EXERCISE => What is the number of lines in the data holding the word "page"? Give that number by itself.

****************************************

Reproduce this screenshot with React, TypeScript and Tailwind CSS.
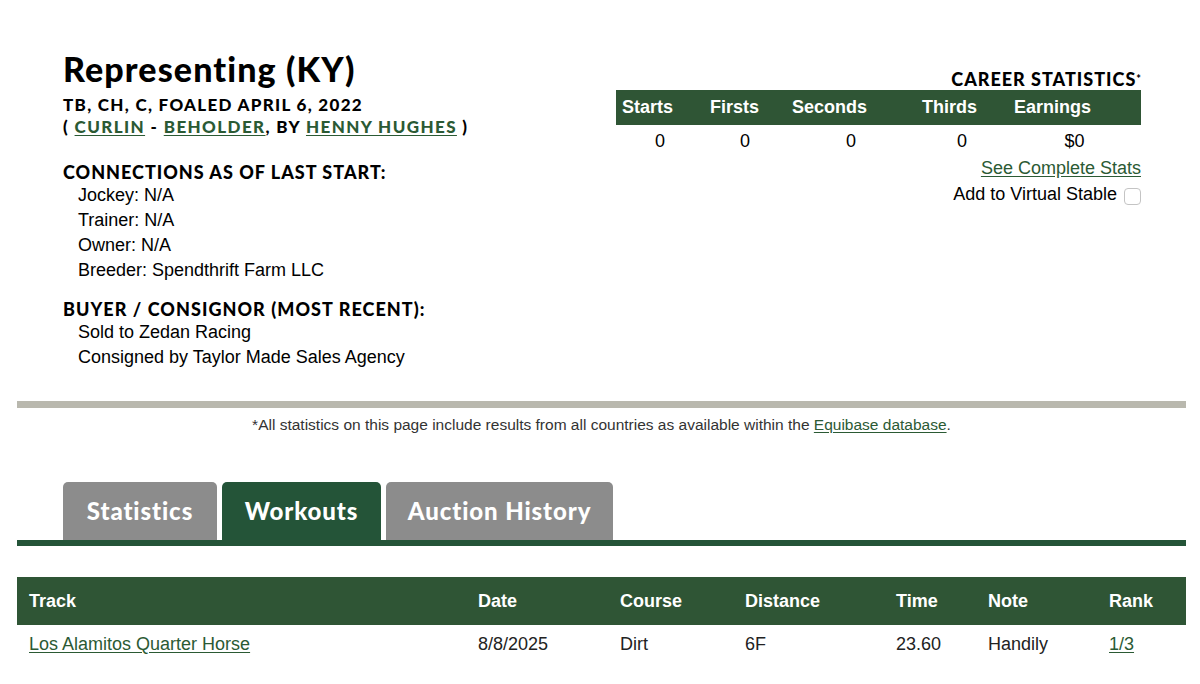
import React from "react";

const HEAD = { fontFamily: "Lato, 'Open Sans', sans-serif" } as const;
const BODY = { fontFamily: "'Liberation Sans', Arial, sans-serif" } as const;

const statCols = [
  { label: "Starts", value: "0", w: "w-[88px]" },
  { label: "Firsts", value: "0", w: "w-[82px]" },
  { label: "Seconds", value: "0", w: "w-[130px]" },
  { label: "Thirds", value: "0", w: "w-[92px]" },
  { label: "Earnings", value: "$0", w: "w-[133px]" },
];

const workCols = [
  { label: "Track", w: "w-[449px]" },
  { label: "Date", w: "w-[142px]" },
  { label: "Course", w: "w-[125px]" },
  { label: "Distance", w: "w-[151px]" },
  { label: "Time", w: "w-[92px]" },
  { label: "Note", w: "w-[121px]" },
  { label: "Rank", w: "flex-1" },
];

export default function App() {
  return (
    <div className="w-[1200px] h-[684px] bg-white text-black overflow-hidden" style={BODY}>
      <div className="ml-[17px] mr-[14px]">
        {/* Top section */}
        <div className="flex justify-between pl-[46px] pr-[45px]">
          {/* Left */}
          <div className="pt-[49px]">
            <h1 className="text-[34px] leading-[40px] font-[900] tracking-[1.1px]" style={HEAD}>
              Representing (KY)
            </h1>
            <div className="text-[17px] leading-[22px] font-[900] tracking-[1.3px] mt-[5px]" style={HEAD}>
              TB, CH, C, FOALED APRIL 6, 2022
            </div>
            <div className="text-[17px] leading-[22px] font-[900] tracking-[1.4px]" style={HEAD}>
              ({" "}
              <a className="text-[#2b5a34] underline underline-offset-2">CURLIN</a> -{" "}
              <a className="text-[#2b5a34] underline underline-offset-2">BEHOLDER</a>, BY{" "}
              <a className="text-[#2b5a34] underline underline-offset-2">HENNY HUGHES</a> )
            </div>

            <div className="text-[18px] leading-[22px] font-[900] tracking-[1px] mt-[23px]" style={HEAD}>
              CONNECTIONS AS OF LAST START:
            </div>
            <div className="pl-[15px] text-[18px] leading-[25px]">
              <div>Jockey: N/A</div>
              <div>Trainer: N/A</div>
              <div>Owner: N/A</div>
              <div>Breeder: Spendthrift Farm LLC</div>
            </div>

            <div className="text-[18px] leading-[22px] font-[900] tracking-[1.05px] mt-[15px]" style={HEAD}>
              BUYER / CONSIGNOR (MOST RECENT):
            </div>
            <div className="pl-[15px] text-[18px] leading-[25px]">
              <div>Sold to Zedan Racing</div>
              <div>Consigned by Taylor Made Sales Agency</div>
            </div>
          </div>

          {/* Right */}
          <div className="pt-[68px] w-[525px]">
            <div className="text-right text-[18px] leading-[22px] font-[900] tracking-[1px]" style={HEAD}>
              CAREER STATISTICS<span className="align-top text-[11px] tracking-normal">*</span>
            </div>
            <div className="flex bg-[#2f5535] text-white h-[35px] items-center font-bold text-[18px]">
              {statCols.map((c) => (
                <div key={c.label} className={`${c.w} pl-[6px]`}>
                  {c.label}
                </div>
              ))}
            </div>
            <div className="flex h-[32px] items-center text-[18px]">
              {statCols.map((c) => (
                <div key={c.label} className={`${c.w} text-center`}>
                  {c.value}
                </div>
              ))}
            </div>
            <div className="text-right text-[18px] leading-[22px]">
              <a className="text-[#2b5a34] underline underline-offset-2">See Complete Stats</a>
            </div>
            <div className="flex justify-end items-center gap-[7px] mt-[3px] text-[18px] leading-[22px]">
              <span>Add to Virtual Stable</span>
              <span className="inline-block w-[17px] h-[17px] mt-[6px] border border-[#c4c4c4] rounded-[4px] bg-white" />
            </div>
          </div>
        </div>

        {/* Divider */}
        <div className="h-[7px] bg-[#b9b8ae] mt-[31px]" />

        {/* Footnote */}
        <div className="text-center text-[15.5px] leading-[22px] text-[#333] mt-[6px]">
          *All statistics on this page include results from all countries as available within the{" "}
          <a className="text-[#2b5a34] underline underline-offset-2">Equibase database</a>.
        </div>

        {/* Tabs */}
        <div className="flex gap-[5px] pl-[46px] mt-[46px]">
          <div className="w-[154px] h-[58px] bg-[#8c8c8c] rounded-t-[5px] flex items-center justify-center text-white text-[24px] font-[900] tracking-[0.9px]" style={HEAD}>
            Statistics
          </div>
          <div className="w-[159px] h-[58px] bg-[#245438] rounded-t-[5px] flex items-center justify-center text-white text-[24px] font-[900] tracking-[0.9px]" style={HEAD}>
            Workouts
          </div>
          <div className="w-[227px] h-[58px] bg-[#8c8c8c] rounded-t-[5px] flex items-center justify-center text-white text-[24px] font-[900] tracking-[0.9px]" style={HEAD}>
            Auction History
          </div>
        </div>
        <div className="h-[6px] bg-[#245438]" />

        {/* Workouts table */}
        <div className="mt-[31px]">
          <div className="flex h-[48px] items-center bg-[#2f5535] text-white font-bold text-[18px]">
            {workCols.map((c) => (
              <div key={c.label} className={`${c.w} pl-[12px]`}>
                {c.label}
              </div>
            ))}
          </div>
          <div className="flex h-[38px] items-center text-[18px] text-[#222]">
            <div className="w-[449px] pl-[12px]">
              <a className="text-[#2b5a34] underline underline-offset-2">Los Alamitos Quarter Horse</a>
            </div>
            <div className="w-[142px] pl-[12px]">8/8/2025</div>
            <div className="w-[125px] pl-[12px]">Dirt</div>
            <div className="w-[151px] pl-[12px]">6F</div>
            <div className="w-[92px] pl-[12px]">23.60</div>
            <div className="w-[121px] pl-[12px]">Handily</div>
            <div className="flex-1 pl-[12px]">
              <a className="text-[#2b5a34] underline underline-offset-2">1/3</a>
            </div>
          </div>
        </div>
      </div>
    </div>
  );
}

****************************************

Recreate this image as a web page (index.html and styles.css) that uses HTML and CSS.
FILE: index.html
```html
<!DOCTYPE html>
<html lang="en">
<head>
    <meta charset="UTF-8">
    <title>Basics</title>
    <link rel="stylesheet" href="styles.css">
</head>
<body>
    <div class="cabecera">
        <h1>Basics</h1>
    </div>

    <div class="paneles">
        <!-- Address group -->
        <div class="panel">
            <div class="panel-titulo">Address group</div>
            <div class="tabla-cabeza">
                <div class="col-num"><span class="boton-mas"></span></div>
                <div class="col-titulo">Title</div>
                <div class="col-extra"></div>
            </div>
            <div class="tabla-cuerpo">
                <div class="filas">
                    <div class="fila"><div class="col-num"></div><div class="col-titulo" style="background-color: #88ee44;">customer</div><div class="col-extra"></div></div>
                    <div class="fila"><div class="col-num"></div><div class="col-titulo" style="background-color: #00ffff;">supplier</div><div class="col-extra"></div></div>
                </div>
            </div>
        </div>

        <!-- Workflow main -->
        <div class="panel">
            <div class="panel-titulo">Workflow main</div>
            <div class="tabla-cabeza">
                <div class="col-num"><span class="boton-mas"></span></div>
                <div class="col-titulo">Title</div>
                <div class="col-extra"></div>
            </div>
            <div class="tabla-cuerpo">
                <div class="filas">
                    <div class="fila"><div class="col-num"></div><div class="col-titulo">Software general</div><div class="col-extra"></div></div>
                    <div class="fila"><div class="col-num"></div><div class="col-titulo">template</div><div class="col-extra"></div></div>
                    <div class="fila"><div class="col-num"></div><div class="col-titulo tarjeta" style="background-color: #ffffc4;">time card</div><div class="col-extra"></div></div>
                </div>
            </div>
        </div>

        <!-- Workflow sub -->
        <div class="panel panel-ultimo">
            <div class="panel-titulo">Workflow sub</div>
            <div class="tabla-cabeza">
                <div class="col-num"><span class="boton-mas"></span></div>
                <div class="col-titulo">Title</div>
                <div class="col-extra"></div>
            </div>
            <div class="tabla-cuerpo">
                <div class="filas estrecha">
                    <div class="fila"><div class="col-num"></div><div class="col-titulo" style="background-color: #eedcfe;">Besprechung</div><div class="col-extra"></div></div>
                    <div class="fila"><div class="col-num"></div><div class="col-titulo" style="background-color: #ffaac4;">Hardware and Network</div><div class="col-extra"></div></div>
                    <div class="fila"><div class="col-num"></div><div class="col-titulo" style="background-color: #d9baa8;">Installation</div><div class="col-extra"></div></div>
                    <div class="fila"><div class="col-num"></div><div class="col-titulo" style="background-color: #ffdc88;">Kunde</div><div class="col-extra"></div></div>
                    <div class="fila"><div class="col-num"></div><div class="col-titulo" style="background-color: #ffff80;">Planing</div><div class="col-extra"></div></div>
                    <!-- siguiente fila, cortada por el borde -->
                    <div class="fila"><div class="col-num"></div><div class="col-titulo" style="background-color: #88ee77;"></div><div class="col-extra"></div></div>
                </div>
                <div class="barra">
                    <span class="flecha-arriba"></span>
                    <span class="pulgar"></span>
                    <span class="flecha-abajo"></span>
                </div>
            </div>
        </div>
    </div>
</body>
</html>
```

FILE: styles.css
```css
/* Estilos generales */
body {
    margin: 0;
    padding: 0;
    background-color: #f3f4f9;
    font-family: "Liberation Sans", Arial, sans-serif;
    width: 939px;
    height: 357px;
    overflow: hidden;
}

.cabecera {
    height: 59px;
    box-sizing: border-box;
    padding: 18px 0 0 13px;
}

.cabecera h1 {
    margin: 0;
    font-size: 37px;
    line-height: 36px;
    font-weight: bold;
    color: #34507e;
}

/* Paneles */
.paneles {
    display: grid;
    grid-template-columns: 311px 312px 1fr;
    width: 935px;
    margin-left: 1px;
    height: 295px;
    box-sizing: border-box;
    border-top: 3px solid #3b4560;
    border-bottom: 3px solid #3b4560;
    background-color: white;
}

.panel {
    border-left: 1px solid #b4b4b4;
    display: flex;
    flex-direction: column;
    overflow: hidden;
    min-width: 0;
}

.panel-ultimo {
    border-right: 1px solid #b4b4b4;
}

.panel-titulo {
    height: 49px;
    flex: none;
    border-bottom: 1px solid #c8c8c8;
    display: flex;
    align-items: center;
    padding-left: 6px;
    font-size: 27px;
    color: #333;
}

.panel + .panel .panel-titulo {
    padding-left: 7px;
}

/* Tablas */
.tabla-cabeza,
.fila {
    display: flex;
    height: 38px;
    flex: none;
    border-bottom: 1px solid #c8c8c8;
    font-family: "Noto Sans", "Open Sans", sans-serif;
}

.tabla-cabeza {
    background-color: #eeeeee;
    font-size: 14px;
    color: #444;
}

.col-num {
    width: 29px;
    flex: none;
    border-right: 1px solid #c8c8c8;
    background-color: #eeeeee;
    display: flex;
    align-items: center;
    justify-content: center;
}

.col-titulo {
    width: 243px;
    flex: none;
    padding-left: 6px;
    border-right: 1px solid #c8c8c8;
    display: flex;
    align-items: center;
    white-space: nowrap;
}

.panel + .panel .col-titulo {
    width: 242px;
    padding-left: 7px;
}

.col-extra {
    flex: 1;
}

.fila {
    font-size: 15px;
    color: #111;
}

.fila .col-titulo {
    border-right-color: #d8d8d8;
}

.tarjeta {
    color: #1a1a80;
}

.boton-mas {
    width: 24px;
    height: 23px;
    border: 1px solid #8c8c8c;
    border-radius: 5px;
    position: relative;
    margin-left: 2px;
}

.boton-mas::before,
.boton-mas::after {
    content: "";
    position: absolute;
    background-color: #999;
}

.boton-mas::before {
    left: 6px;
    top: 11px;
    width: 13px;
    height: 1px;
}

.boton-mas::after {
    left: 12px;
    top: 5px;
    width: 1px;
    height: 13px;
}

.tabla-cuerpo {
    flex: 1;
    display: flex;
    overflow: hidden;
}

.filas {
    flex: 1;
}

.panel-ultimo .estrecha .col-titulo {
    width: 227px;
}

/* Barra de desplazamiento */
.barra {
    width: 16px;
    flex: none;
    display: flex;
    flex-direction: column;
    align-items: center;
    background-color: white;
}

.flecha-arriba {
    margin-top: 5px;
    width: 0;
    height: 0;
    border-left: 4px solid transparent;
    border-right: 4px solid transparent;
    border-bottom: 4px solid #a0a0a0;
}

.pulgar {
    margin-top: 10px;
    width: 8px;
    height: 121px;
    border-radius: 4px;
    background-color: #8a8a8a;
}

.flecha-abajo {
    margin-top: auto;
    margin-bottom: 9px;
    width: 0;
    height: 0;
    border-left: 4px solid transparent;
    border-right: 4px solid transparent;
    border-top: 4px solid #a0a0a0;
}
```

****************************************

SOLUTION FOR THIS PROBLEM => 2